Range adaptation in the valuation system. a. Model of neuronal adaptation. The cartoon depicts the activity of a value-encoding neuron adapting to the range of values available in different conditions. The x-axis represents value, the y-axis represents the firing rate and different colors refer to different value ranges. In different conditions, the same range of firing rates encodes different value ranges. b. Neuronal adaptation in the OFC. The figure illustrates the activity of 937 offer value responses. Each line represents the activity of one neuron (y-axis) plotted against the offer value (x-axis). Different responses were recorded with different value ranges (see color labels).
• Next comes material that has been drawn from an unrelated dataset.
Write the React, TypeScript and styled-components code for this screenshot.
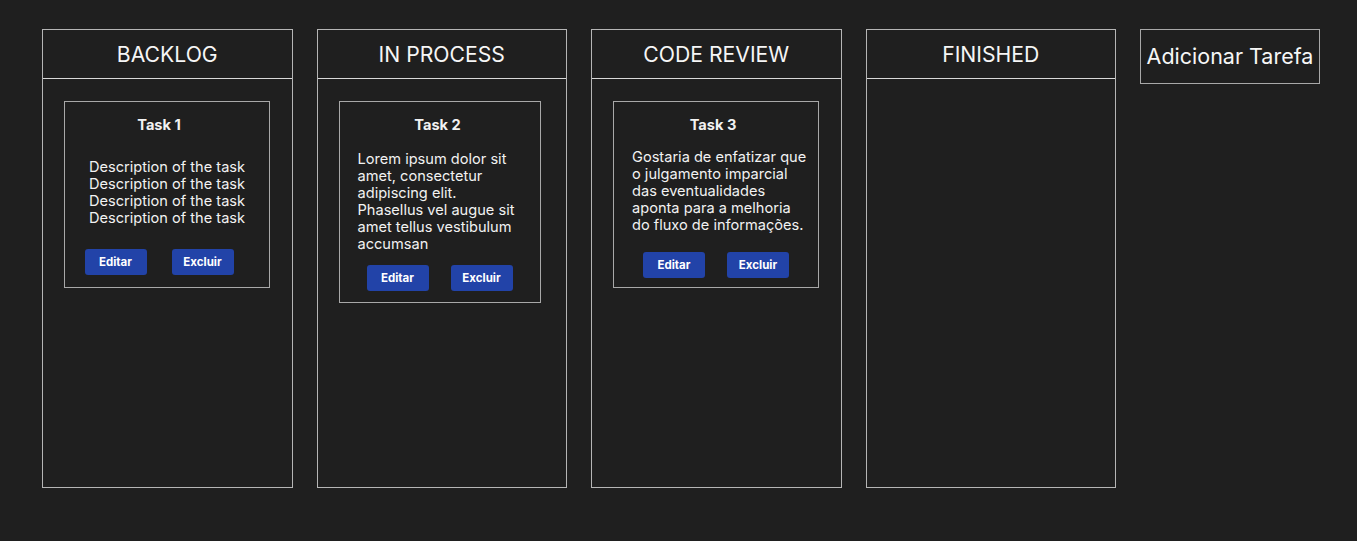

While activity ranges vary widely across the population, the distribution of activity ranges does not depend on the value range. c. Population averages. Each line represents the average obtained from neuronal responses in 4b. Adaptation can be observed for any value, as average responses are separated throughout the value spectrum. Similar results were obtained for neurons encoding the chosen value. Adaptation was also observed for individual cells recorded with different value ranges. Adapted from Padoa-Schioppa (2009) J Neurosci (Soc for Neurosci, with permission).

Figure 5

Effects of selective devaluation. In the training phase of this study, rats learned to perform a task (lever press or chain pull) to obtain a reward (food pellet or starch, in a counterbalanced design). Before testing, animals were selectively satiated with one of the two foods (devaluation). They were then tested in extinction. Thus their performance, measured in actions per minute (y-axis), dropped over time (x-axis) for either food. Critically, the performance for the devalued food (filled symbols) was consistently below that for the control food (empty symbols). Adapted from Balleine and Dickinson (1998), Neuropharmacology (Elsevier, with permission).

Figure 6

Action values signals downstream of the decision. a. Activity profiles from OFC, lateral prefrontal cortex (PFC), supplementary eye fields (SEF), frontal eye fields (FEF), premotor cortex (PM), supplementary motor area (SMA) and muscle electromyographic activity (EMG). For each brain region, black and grey traces refer, respectively, to trials with high and low value. Left and right panels refer to saccades towards, respectively, the preferred and anti-preferred directions. For each area, the overall difference between the activity observed in the left and right panels (highlighted in b1) can be interpreted as encoding the action. The difference between the black and grey traces (highlighted in b2) is a value modulation. b. Summary of action value signals. The top panel (b1) highlights the encoding of possible actions (contraversive and ipsiversive for blue and red bars, respectively). The bottom panel highlights value modulations (positive and negative encoding for blue and red bars, respectively). Action encoding is minimal in the OFC but significant in all motor areas. In contrast, value modulation is significant both in the OFC and in motor areas. Strikingly, there is a strong value modulation also in the EMG (bottom panels in 6a). Muscles certainly do not contribute to economic choice – a clear example of action value unrelated to the decision. Thus value modulations in the motor areas – which ultimately control the motor output – are most likely related to value modulations in the EMG, not to the decision process per se. Adapted from Roesch and Olson (2003, 2005), J Neurophysiol (Am Physiol Soc, with permission).